* Raw data
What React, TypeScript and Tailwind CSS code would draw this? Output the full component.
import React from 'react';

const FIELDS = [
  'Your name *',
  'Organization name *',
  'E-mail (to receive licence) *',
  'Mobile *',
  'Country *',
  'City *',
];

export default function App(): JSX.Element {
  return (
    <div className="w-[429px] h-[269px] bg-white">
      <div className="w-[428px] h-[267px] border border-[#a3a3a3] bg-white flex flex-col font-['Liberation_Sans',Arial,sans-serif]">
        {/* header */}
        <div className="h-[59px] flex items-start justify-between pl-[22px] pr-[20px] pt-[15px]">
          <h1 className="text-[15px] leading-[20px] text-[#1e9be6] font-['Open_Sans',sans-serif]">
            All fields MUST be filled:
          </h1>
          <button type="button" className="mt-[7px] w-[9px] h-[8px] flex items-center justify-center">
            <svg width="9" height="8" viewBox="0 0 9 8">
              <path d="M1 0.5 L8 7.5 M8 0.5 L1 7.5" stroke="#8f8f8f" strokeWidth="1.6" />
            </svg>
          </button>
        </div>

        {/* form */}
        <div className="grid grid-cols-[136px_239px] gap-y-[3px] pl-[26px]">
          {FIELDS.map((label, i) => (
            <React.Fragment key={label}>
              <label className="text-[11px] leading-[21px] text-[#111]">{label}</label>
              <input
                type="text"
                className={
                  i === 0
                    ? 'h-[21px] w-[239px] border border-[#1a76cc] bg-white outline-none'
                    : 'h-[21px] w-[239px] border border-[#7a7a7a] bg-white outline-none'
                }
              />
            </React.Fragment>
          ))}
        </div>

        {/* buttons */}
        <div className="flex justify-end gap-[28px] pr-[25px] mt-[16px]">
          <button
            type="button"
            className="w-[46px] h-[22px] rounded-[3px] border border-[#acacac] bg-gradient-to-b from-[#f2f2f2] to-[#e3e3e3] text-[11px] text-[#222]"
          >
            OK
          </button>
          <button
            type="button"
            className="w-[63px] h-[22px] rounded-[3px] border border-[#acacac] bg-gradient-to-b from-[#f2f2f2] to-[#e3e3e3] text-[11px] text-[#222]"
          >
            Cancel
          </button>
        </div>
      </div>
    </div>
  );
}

* Given problem
Find how many lines include the string "React" and report that number alone.

* Exercise solution
4